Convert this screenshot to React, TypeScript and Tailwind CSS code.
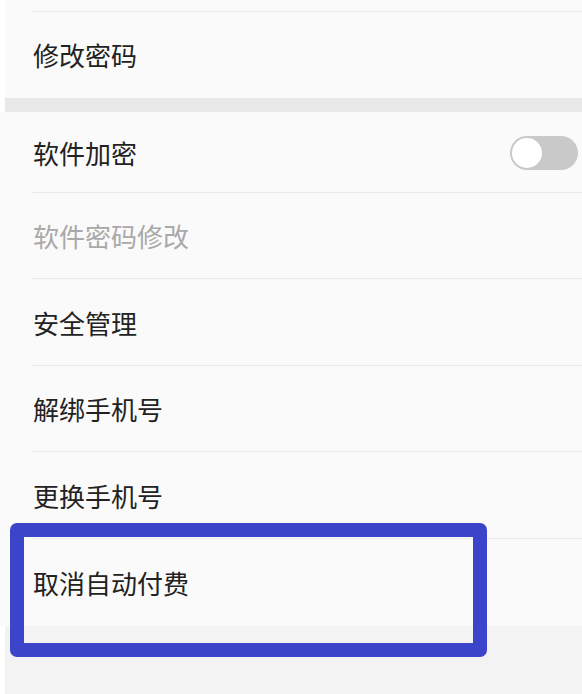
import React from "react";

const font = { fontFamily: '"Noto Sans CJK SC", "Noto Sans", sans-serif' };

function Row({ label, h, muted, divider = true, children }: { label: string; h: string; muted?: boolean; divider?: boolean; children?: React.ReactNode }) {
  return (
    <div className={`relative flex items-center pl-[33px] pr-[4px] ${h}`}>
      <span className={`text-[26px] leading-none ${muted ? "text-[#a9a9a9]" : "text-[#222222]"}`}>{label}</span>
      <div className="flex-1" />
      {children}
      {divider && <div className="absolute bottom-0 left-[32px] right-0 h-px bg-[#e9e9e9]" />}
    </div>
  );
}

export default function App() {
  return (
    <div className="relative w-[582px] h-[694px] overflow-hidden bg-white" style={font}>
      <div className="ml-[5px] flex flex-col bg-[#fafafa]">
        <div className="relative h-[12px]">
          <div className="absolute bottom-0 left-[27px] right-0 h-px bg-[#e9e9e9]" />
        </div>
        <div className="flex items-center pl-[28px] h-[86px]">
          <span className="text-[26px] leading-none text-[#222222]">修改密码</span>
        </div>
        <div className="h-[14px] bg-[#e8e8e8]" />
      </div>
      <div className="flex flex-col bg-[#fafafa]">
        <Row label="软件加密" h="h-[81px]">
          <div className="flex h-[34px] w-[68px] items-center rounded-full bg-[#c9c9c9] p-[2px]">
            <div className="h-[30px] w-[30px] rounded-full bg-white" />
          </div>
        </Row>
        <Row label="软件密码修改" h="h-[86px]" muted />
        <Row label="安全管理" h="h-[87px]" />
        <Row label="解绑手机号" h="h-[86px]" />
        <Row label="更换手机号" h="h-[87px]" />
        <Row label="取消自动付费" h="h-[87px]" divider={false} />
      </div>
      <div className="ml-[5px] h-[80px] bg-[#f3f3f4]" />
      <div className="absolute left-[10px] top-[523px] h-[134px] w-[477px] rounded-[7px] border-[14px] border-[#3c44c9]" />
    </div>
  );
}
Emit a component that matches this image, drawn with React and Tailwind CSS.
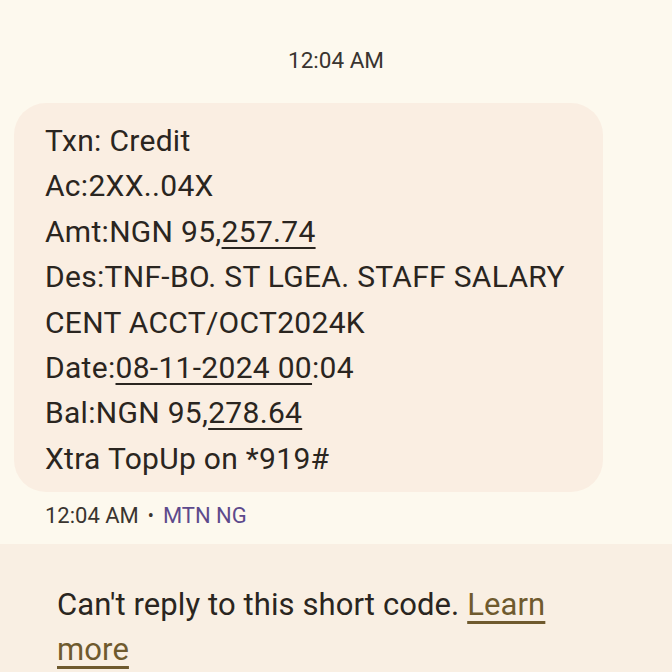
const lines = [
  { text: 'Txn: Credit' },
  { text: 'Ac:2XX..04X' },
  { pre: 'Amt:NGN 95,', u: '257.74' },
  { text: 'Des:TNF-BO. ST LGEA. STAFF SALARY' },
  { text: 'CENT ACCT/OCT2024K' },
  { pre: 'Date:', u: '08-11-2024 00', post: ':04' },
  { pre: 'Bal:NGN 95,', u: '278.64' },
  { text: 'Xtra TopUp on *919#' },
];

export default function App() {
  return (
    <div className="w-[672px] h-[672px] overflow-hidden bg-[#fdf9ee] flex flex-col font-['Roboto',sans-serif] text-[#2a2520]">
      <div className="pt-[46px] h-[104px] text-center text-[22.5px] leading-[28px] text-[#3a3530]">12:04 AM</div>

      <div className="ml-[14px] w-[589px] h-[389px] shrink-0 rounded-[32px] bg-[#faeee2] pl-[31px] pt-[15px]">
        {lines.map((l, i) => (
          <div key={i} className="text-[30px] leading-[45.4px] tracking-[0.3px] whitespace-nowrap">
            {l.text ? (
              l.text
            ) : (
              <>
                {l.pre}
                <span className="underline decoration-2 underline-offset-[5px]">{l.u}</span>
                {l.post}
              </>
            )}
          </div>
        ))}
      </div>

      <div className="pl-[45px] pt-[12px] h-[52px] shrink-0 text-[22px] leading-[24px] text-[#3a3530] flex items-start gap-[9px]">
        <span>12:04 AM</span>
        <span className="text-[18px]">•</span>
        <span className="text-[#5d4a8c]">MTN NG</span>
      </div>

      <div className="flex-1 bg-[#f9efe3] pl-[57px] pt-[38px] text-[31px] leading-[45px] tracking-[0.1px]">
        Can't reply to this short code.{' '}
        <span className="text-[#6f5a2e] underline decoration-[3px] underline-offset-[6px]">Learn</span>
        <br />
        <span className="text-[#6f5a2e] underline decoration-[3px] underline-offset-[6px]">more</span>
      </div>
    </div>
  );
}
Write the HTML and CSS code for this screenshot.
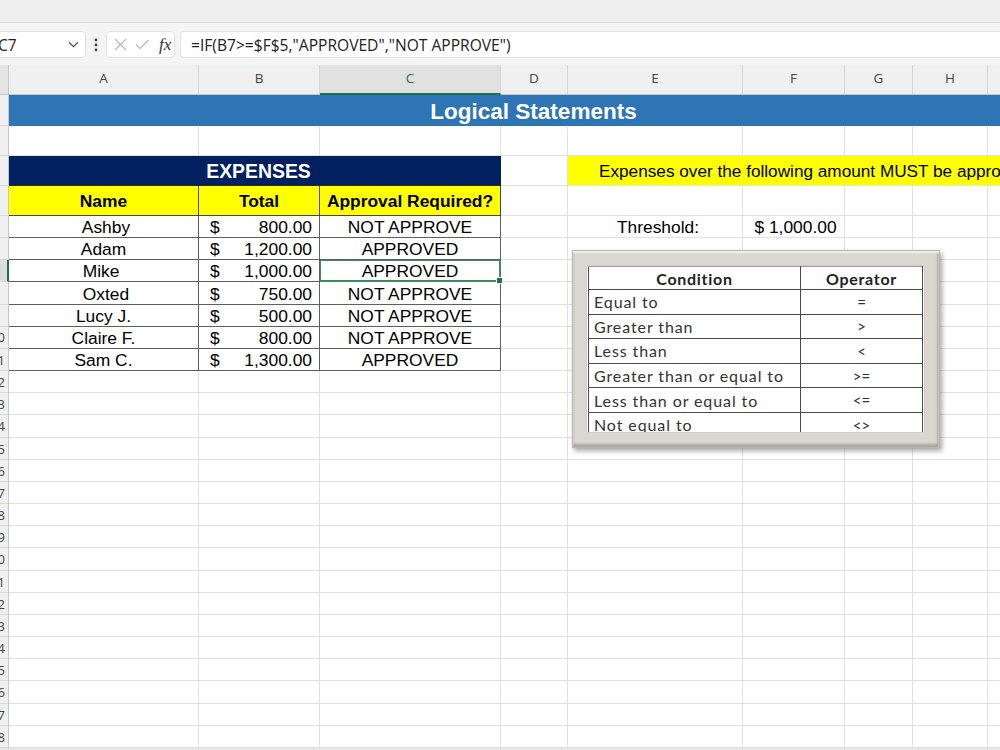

- - - - -

### Task prompt:
Skip the pictures and transcribe the rest of the records exactly.

### Result of the task:
Convert this screenshot to React, TypeScript and Tailwind CSS code.
import React from "react";

const font = { fontFamily: '"Noto Sans CJK SC", "Noto Sans", sans-serif' };

function Row({ label, h, muted, divider = true, children }: { label: string; h: string; muted?: boolean; divider?: boolean; children?: React.ReactNode }) {
  return (
    <div className={`relative flex items-center pl-[33px] pr-[4px] ${h}`}>
      <span className={`text-[26px] leading-none ${muted ? "text-[#a9a9a9]" : "text-[#222222]"}`}>{label}</span>
      <div className="flex-1" />
      {children}
      {divider && <div className="absolute bottom-0 left-[32px] right-0 h-px bg-[#e9e9e9]" />}
    </div>
  );
}

export default function App() {
  return (
    <div className="relative w-[582px] h-[694px] overflow-hidden bg-white" style={font}>
      <div className="ml-[5px] flex flex-col bg-[#fafafa]">
        <div className="relative h-[12px]">
          <div className="absolute bottom-0 left-[27px] right-0 h-px bg-[#e9e9e9]" />
        </div>
        <div className="flex items-center pl-[28px] h-[86px]">
          <span className="text-[26px] leading-none text-[#222222]">修改密码</span>
        </div>
        <div className="h-[14px] bg-[#e8e8e8]" />
      </div>
      <div className="flex flex-col bg-[#fafafa]">
        <Row label="软件加密" h="h-[81px]">
          <div className="flex h-[34px] w-[68px] items-center rounded-full bg-[#c9c9c9] p-[2px]">
            <div className="h-[30px] w-[30px] rounded-full bg-white" />
          </div>
        </Row>
        <Row label="软件密码修改" h="h-[86px]" muted />
        <Row label="安全管理" h="h-[87px]" />
        <Row label="解绑手机号" h="h-[86px]" />
        <Row label="更换手机号" h="h-[87px]" />
        <Row label="取消自动付费" h="h-[87px]" divider={false} />
      </div>
      <div className="ml-[5px] h-[80px] bg-[#f3f3f4]" />
      <div className="absolute left-[10px] top-[523px] h-[134px] w-[477px] rounded-[7px] border-[14px] border-[#3c44c9]" />
    </div>
  );
}
Emit a component that matches this image, drawn with React and Tailwind CSS.
const lines = [
  { text: 'Txn: Credit' },
  { text: 'Ac:2XX..04X' },
  { pre: 'Amt:NGN 95,', u: '257.74' },
  { text: 'Des:TNF-BO. ST LGEA. STAFF SALARY' },
  { text: 'CENT ACCT/OCT2024K' },
  { pre: 'Date:', u: '08-11-2024 00', post: ':04' },
  { pre: 'Bal:NGN 95,', u: '278.64' },
  { text: 'Xtra TopUp on *919#' },
];

export default function App() {
  return (
    <div className="w-[672px] h-[672px] overflow-hidden bg-[#fdf9ee] flex flex-col font-['Roboto',sans-serif] text-[#2a2520]">
      <div className="pt-[46px] h-[104px] text-center text-[22.5px] leading-[28px] text-[#3a3530]">12:04 AM</div>

      <div className="ml-[14px] w-[589px] h-[389px] shrink-0 rounded-[32px] bg-[#faeee2] pl-[31px] pt-[15px]">
        {lines.map((l, i) => (
          <div key={i} className="text-[30px] leading-[45.4px] tracking-[0.3px] whitespace-nowrap">
            {l.text ? (
              l.text
            ) : (
              <>
                {l.pre}
                <span className="underline decoration-2 underline-offset-[5px]">{l.u}</span>
                {l.post}
              </>
            )}
          </div>
        ))}
      </div>

      <div className="pl-[45px] pt-[12px] h-[52px] shrink-0 text-[22px] leading-[24px] text-[#3a3530] flex items-start gap-[9px]">
        <span>12:04 AM</span>
        <span className="text-[18px]">•</span>
        <span className="text-[#5d4a8c]">MTN NG</span>
      </div>

      <div className="flex-1 bg-[#f9efe3] pl-[57px] pt-[38px] text-[31px] leading-[45px] tracking-[0.1px]">
        Can't reply to this short code.{' '}
        <span className="text-[#6f5a2e] underline decoration-[3px] underline-offset-[6px]">Learn</span>
        <br />
        <span className="text-[#6f5a2e] underline decoration-[3px] underline-offset-[6px]">more</span>
      </div>
    </div>
  );
}
Write the HTML and CSS code for this screenshot.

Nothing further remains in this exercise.